Sparse Linear Regression With Structured Priors and Application to Denoising of Musical Audio

We describe in this paper an audio denoising technique based on sparse linear regression with structured priors. The noisy signal is decomposed as a linear combination of atoms belonging to two modified discrete cosine transform (MDCT) bases, plus a residual part containing the noise. One MDCT basis has a long time resolution, and thus high frequency resolution, and is aimed at modeling tonal parts of the signal, while the other MDCT basis has short time resolution and is aimed at modeling transient parts (such as attacks of notes). The problem is formulated within a Bayesian setting. Conditional upon an indicator variable which is either 0 or 1, one expansion coefficient is set to zero or given a hierarchical prior.

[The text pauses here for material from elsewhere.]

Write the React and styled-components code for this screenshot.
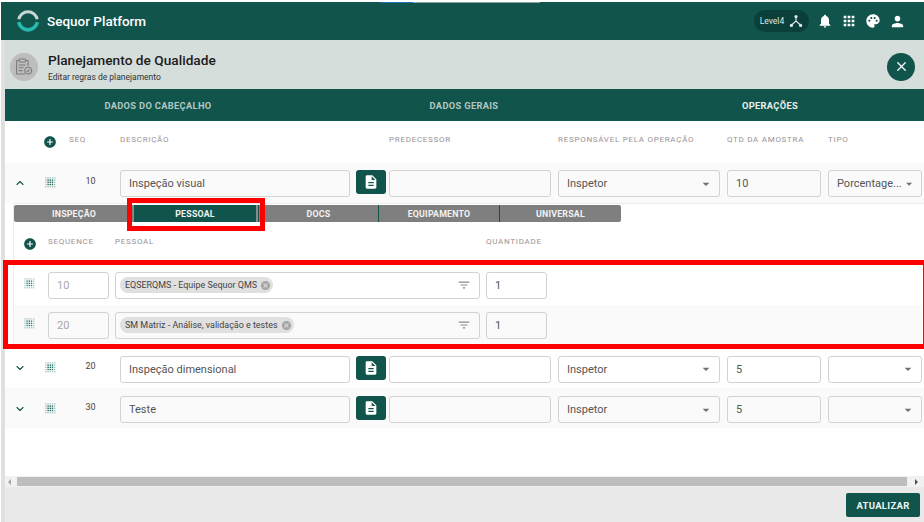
import React from "react";
import styled, { createGlobalStyle } from "styled-components";
import { X, ChevronUp, ChevronDown } from "lucide-react";
import {
  MdNotifications,
  MdApps,
  MdPalette,
  MdPerson,
  MdAddCircle,
  MdDescription,
  MdCancel,
  MdFilterList,
  MdArrowDropDown,
} from "react-icons/md";

const GREEN = "#10544c";
const OPERATION_COLUMNS = "16px 30px 41px 230px 25px 162px 162px 94px 94px";
const PERSON_COLUMNS = "61px 365px 61px";

const GlobalStyle = createGlobalStyle`
  html, body {
    margin: 0;
    padding: 0;
    background: #fff;
  }
  * {
    box-sizing: border-box;
  }
  body {
    font-family: Roboto, "Liberation Sans", sans-serif;
    color: #4a4a4a;
  }
`;

const Page = styled.div`
  width: 924px;
  height: 522px;
  overflow: hidden;
  position: relative;
  display: flex;
  flex-direction: column;
  padding-top: 2px;
  background: #fff;
`;

const LoadLine = styled.div`
  position: absolute;
  top: 2px;
  left: 380px;
  display: flex;
  height: 1px;
`;

const LoadPart = styled.div`
  width: ${(props) => props.$width}px;
  background: ${(props) => props.$color};
`;

const TopBar = styled.header`
  height: 38px;
  flex: none;
  margin-left: 1px;
  padding: 0 18px 0 15px;
  display: flex;
  align-items: center;
  background: ${GREEN};
  color: #fff;
`;

const Brand = styled.div`
  font-size: 13.5px;
  font-weight: 500;
  margin-left: 7px;
  flex: 1;
`;

const LevelPill = styled.div`
  height: 22px;
  width: 55px;
  margin-right: 8px;
  border-radius: 11px;
  background: #0b3f39;
  font-size: 8.5px;
  display: flex;
  align-items: center;
  justify-content: center;
  gap: 5px;
  color: #dfe8e6;
`;

const TopIcons = styled.div`
  display: flex;
  align-items: center;
  gap: 8px;
`;

const Body = styled.div`
  flex: 1;
  min-height: 0;
  display: flex;
  flex-direction: column;
  margin-left: 1px;
  border-left: 4px solid #e0e0e0;
`;

const TitleBar = styled.div`
  height: 49px;
  flex: none;
  display: flex;
  align-items: center;
  padding: 4px 9px 0 5px;
  background: #d5dedb;
`;

const TitleBadge = styled.div`
  width: 28px;
  height: 28px;
  border-radius: 50%;
  background: #bdbdbd;
  display: flex;
  align-items: center;
  justify-content: center;
`;

const TitleText = styled.div`
  flex: 1;
  margin-left: 10px;
  padding-top: 2px;
`;

const Heading = styled.div`
  font-size: 13.7px;
  font-weight: 500;
  line-height: 17px;
  color: #1c1c1c;
`;

const SubHeading = styled.div`
  font-size: 8.5px;
  line-height: 12px;
  margin-top: 2px;
  color: #333;
`;

const CloseButton = styled.button`
  width: 28px;
  height: 28px;
  padding: 0;
  border: 0;
  border-radius: 50%;
  background: ${GREEN};
  color: #fff;
  display: flex;
  align-items: center;
  justify-content: center;
`;

const MainTabs = styled.nav`
  height: 32px;
  flex: none;
  display: grid;
  grid-template-columns: repeat(3, 306px);
  background: ${GREEN};
`;

const MainTab = styled.div`
  display: flex;
  align-items: center;
  justify-content: center;
  font-size: 9.3px;
  font-weight: 700;
  letter-spacing: 0.33px;
  color: ${(props) => (props.$active ? "#e8f0ee" : "#b4c7c3")};
`;

const Scroller = styled.div`
  flex: 1;
  min-height: 0;
  background: #fff;
`;

const HeaderRow = styled.div`
  height: 42px;
  padding-left: 7px;
  display: grid;
  grid-template-columns: ${OPERATION_COLUMNS};
  column-gap: 7px;
  align-items: center;
`;

const OperationRow = styled.div`
  height: ${(props) => props.$height}px;
  padding: ${(props) => props.$top}px 0 0 7px;
  display: grid;
  grid-template-columns: ${OPERATION_COLUMNS};
  column-gap: 7px;
  align-items: center;
  background: ${(props) => (props.$shaded ? "#fafafa" : "#fff")};
`;

const ColumnLabel = styled.div`
  font-size: 8px;
  letter-spacing: 0.72px;
  white-space: nowrap;
  color: #9a9294;
  margin-bottom: 5px;
  margin-left: ${(props) => props.$indent || 0}px;
`;

const AddIcon = styled(MdAddCircle)`
  color: ${GREEN};
  display: block;
`;

const HeaderAdd = styled.div`
  display: flex;
  justify-content: center;
`;

const RowToggle = styled.div`
  display: flex;
  justify-content: center;
  margin-bottom: 2px;
  color: ${GREEN};
`;

const GripCell = styled.div`
  display: flex;
  justify-content: center;
  margin-bottom: 3px;
`;

const SeqNumber = styled.div`
  font-size: 9px;
  color: #444;
  text-align: center;
  padding-right: 4px;
  margin-bottom: 6px;
`;

const Field = styled.div`
  height: 27px;
  border: 1px solid #d2d2d2;
  border-radius: 3px;
  padding: 0 ${(props) => (props.$arrow ? "5px" : "8px")} 0 8px;
  display: flex;
  align-items: center;
  justify-content: space-between;
  font-size: 11px;
  color: ${(props) => (props.$muted ? "#a8a8a8" : "#555")};
  white-space: nowrap;
  overflow: hidden;
`;

const DocButton = styled.button`
  width: 30px;
  height: 24px;
  margin: 0 0 3px -1px;
  padding: 0;
  border: 0;
  border-radius: 3px;
  background: ${GREEN};
  color: #fff;
  display: flex;
  align-items: center;
  justify-content: center;
`;

const Panel = styled.section`
  margin-left: 8px;
  height: 146px;
  border-top: 1px solid #ececec;
  border-left: 1px solid #ececec;
  padding-top: 1px;
`;

const SubTabs = styled.div`
  width: 607px;
  height: 17px;
  display: grid;
  grid-template-columns: 119px 125px 120px 121px 122px;
  border-radius: 2px;
  background: #7f7f7f;
`;

const SubTab = styled.div`
  display: flex;
  align-items: center;
  justify-content: center;
  font-size: 8.8px;
  font-weight: 700;
  letter-spacing: 0.2px;
  color: #f2f2f2;
  background: ${(props) => (props.$active ? GREEN : "transparent")};
  border-left: 1px solid ${(props) => (props.$active ? "#8a8a8a" : props.$first ? "transparent" : GREEN)};
  border-right: ${(props) => (props.$active ? "2px solid #8a8a8a" : "0")};
`;

const PersonHeader = styled.div`
  height: 43px;
  display: flex;
  align-items: center;
`;

const PersonAdd = styled.div`
  width: 34px;
  padding-left: 9px;
`;

const PersonGrid = styled.div`
  display: grid;
  grid-template-columns: ${PERSON_COLUMNS};
  column-gap: 6px;
  align-items: center;
`;

const PersonRow = styled.div`
  height: 40px;
  display: flex;
  align-items: center;
  background: ${(props) => (props.$shaded ? "#fafafa" : "#fff")};
`;

const PersonGrip = styled.div`
  width: 34px;
  padding-left: 10px;
  display: flex;
  margin-bottom: 3px;
`;

const Chip = styled.span`
  height: 16px;
  margin-left: -4px;
  padding: 0 2px 0 5px;
  border-radius: 8px;
  background: #e0e0e0;
  display: inline-flex;
  align-items: center;
  gap: 3px;
  font-size: 8.95px;
  color: #444;
`;

const ChipClose = styled(MdCancel)`
  color: #a6a6a6;
`;

const ScrollTrack = styled.div`
  height: 11px;
  flex: none;
  display: flex;
  align-items: center;
  background: #f1f1f1;
  padding: 0 6px 0 3px;
`;

const ScrollArrow = styled.span`
  width: 0;
  height: 0;
  border-top: 3px solid transparent;
  border-bottom: 3px solid transparent;
  border-right: ${(props) => (props.$right ? "0" : "3px solid #a3a3a3")};
  border-left: ${(props) => (props.$right ? "3px solid #505050" : "0")};
`;

const ScrollThumb = styled.div`
  height: 9px;
  flex: 1;
  margin: 0 8px 0 6px;
  background: #bdbdbd;
`;

const Footer = styled.footer`
  height: 35px;
  flex: none;
  display: flex;
  align-items: center;
  justify-content: flex-end;
  padding: 1px 4px 0 0;
  background: #e8e9e8;
`;

const SaveButton = styled.button`
  width: 74px;
  height: 24px;
  padding: 0;
  border: 0;
  border-radius: 2px;
  background: ${GREEN};
  color: #eef4f3;
  font-family: inherit;
  font-size: 9.5px;
  font-weight: 700;
  letter-spacing: 0.3px;
`;

/* os dois destaques vermelhos ficam por cima da tela */
const Highlight = styled.div`
  position: absolute;
  left: ${(props) => props.$left}px;
  top: ${(props) => props.$top}px;
  width: ${(props) => props.$width}px;
  height: ${(props) => props.$height}px;
  border: 5px solid #fe0000;
  pointer-events: none;
`;

const Logo = () => (
  <svg width="24" height="24" viewBox="0 0 24 24" fill="none">
    <path d="M2.8 10.2A9.4 9.4 0 0 1 21.2 10.2" stroke="#c9d6d3" strokeWidth="3" />
    <path d="M2.6 13.2A9.6 9.6 0 0 0 21.4 13.2" stroke="#27b9ad" strokeWidth="3.6" />
  </svg>
);

const LevelIcon = () => (
  <svg width="14" height="14" viewBox="0 0 14 14" fill="none" stroke="#dfe8e6" strokeWidth="1.1">
    <path d="M7 3.5V7L2.6 11M7 7l4.4 4" />
    <circle cx="7" cy="2.6" r="1.6" fill="#dfe8e6" stroke="none" />
    <circle cx="2.4" cy="11.4" r="1.6" fill="#dfe8e6" stroke="none" />
    <circle cx="11.6" cy="11.4" r="1.6" fill="#dfe8e6" stroke="none" />
  </svg>
);

const ClipboardCheck = () => (
  <svg width="18" height="17" viewBox="0 0 18 17" fill="none" stroke="#7d7d7d" strokeWidth="1.1">
    <path d="M4 2.5H1.6V16H10M10.5 2.5H13V8" />
    <rect x="4.2" y="1" width="6.2" height="3" rx="0.6" />
    <path d="M3.6 7h7M3.6 9.8h5M3.6 12.6h4" />
    <circle cx="13.2" cy="12.6" r="3.4" />
    <path d="M11.8 12.6l1 1 1.8-1.9" />
  </svg>
);

const Grip = ({ color = "#1f6a5e" }) => (
  <svg width="11" height="11" viewBox="0 0 11 11" fill={color}>
    {[0, 1, 2, 3, 4].flatMap((col) =>
      [0, 1, 2, 3, 4].map((row) => (
        <rect
          key={`${col}-${row}`}
          x={col * 2.2 + 0.2}
          y={row * 2.2 + 0.2}
          width="1.4"
          height="1.4"
          opacity={col > 0 && col < 4 && row > 0 && row < 4 ? 1 : 0.35}
        />
      ))
    )}
  </svg>
);

const DropField = ({ value }) => (
  <Field $arrow>
    <span>{value}</span>
    <MdArrowDropDown size={16} color="#707070" />
  </Field>
);

const Operation = ({ seq, name, qty, tipo, open, shaded, height, top = 1 }) => (
  <OperationRow $shaded={shaded} $height={height} $top={top}>
    <RowToggle>
      {open ? <ChevronUp size={12} strokeWidth={2.2} /> : <ChevronDown size={12} strokeWidth={2.2} />}
    </RowToggle>
    <GripCell>
      <Grip />
    </GripCell>
    <SeqNumber>{seq}</SeqNumber>
    <Field>{name}</Field>
    <DocButton>
      <MdDescription size={16} />
    </DocButton>
    <Field />
    <DropField value="Inspetor" />
    <Field>{qty}</Field>
    <DropField value={tipo} />
  </OperationRow>
);

const Person = ({ seq, name, shaded }) => (
  <PersonRow $shaded={shaded}>
    <PersonGrip>
      <Grip color="#2f8577" />
    </PersonGrip>
    <PersonGrid>
      <Field $muted>{seq}</Field>
      <Field>
        <Chip>
          {name}
          <ChipClose size={11} />
        </Chip>
        <MdFilterList size={14} color="#8a8a8a" />
      </Field>
      <Field>1</Field>
    </PersonGrid>
  </PersonRow>
);

export default function App() {
  return (
    <Page>
      <GlobalStyle />
      <TopBar>
        <Logo />
        <Brand>Sequor Platform</Brand>
        <LevelPill>
          Level4
          <LevelIcon />
        </LevelPill>
        <TopIcons>
          <MdNotifications size={16} />
          <MdApps size={16} />
          <MdPalette size={16} />
          <MdPerson size={17} />
        </TopIcons>
      </TopBar>
      <LoadLine>
        <LoadPart $width={33} $color="#1e6fb5" />
        <LoadPart $width={127} $color="#8fa5a2" />
      </LoadLine>
      <Body>
        <TitleBar>
          <TitleBadge>
            <ClipboardCheck />
          </TitleBadge>
          <TitleText>
            <Heading>Planejamento de Qualidade</Heading>
            <SubHeading>Editar regras de planejamento</SubHeading>
          </TitleText>
          <CloseButton>
            <X size={15} strokeWidth={2} />
          </CloseButton>
        </TitleBar>
        <MainTabs>
          <MainTab>DADOS DO CABEÇALHO</MainTab>
          <MainTab>DADOS GERAIS</MainTab>
          <MainTab $active>OPERAÇÕES</MainTab>
        </MainTabs>
        <Scroller>
          <HeaderRow>
            <span />
            <HeaderAdd>
              <AddIcon size={14} />
            </HeaderAdd>
            <ColumnLabel $indent={-3}>SEQ</ColumnLabel>
            <ColumnLabel>DESCRIÇÃO</ColumnLabel>
            <span />
            <ColumnLabel>PREDECESSOR</ColumnLabel>
            <ColumnLabel>RESPONSÁVEL PELA OPERAÇÃO</ColumnLabel>
            <ColumnLabel>QTD DA AMOSTRA</ColumnLabel>
            <ColumnLabel>TIPO</ColumnLabel>
          </HeaderRow>
          <Operation seq="10" name="Inspeção visual" qty="10" tipo="Porcentage..." open shaded height={40} />
          <Panel>
            <SubTabs>
              <SubTab $first>INSPEÇÃO</SubTab>
              <SubTab $active>PESSOAL</SubTab>
              <SubTab>DOCS</SubTab>
              <SubTab>EQUIPAMENTO</SubTab>
              <SubTab>UNIVERSAL</SubTab>
            </SubTabs>
            <PersonHeader>
              <PersonAdd>
                <AddIcon size={14} />
              </PersonAdd>
              <PersonGrid>
                <ColumnLabel>SEQUENCE</ColumnLabel>
                <ColumnLabel>PESSOAL</ColumnLabel>
                <ColumnLabel>QUANTIDADE</ColumnLabel>
              </PersonGrid>
            </PersonHeader>
            <Person seq="10" name="EQSERQMS - Equipe Sequor QMS" />
            <Person seq="20" name="SM Matriz - Análise, validação e testes" shaded />
          </Panel>
          <Operation seq="20" name="Inspeção dimensional" qty="5" tipo="" height={39} />
          <Operation seq="30" name="Teste" qty="5" tipo="" shaded height={40} top={3} />
        </Scroller>
        <ScrollTrack>
          <ScrollArrow />
          <ScrollThumb />
          <ScrollArrow $right />
        </ScrollTrack>
        <Footer>
          <SaveButton>ATUALIZAR</SaveButton>
        </Footer>
      </Body>
      <Highlight $left={127} $top={198} $width={138} $height={33} />
      <Highlight $left={3} $top={260} $width={925} $height={89} />
    </Page>
  );
}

Structured priors are employed for the indicator variables; using two types of Markov chains, persistency along the time axis is favored for expansion coefficients of the tonal layer, while persistency along the frequency axis is favored for the expansion coefficients of the transient layer. Inference about the denoised signal and model parameters is performed using a Gibbs sampler, a standard Markov chain Monte Carlo (MCMC) sampling technique. We present results for denoising of a short glockenspiel excerpt and a long polyphonic music excerpt. Our approach is compared with unstructured sparse regression and with structured sparse regression in a single resolution MDCT basis (no transient layer). The results show that better denoising is obtained, both from signal-to-noise ratio measurements and from subjective criteria, when both a transient and tonal layer are used, in conjunction with our proposed structured prior framework.